About 600 JNF activists from 21 countries were greeted by national leaders and feted by almost everyone. President Chaim Herzog sent a message praising the JNF’s “enlightened ecology” and its long record as an instrument of immigrant absorption.

The air force went all out to put on an air show for the visitors, who were guests at an air base in northern Israel on Tuesday.

There was a sound-and-light pageant at the Citadel in Jerusalem, complete with giant screens and laser effects.

The all-immigrant orchestra from Ra’anana gave a special concert for the benefit of the JNF mission.
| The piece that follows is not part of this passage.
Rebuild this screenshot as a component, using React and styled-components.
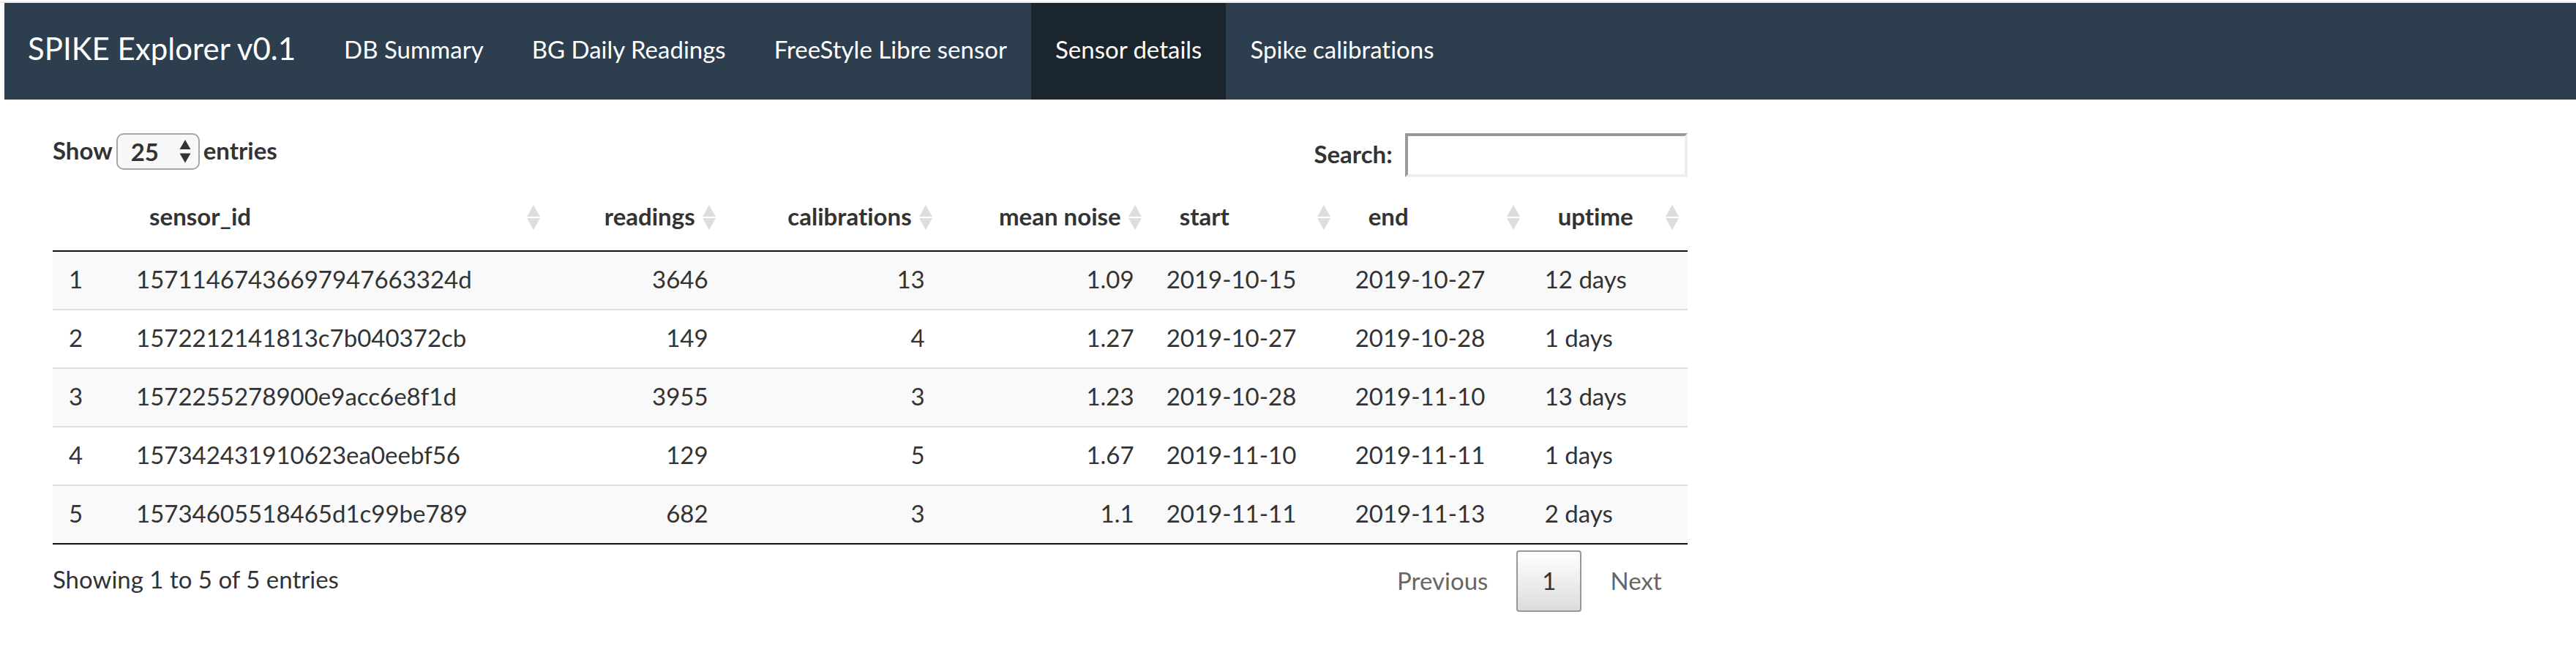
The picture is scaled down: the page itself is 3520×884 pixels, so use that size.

It featured as soloist 14-year-old Yoni Gandelsman, a violin prodigy from the former Soviet Union.

A highlight of the visit was the inauguration of Campaign Machane HaChaim to establish a summer camp for children in memory of the 1.5 million Jewish children who died in the Holocaust.

The project, which will cost an estimated $10 million, was initiated by an organization of Jews from Poland and concentration camp survivors in the Los Angeles area.

The ceremony was attended by Mordechai Dayan, co-chairman of the JNF board of directors and Ruth Popkin, president of JNF of America.

The camp will be located on JNF land at the Golani junction west of Tiberias. It will represent “a significant increase in the investment of world Jewry,” in Israel, according to JNF Chairman Moshe Rivlin.

‘OURS IS THE EASY JOB’

Rivlin quoted the late Chaim Nachman Bialik, Israel’s poet laureate, who wrote at the JNF’s 25th anniversary 65 years ago, “The sky’s span above the head of a nation is equal to the land area beneath the feet of this nation.”

That was a fitting introduction to the air force’s tribute to the world gathering of the JNF. With the visitors sitting on the tarmac craning their necks upward, four F-16 jet fighters and Sikorsky and Defender combat helicopters put on a display of aerial acrobatics that awed the spectators.

It was an expensive show. The price tag on one F-16 is $35 million and the cost of flying such an airplane is about $20,000 an hour.

At the end of the air show, the guests were greeted by the air force commander, Maj. Gen. Herzl Bodinger, who gave a brief history of the base where “thousands of missions took off to protect the north.”

The general added, “We are well aware of your work here and we appreciate it.” To which Joe Hess, national campaign chairman of the JNF in the United States, replied: “Ours is the easy job. We support the development of the land from afar, but it is your young people who take their lives to the front to protect this land.”

The jets that streaked over the air base to the wonderment of the air force’s guests exemplified how much the world has changed since the JNF was founded, a year before the Wright brothers’ first flight in 1903.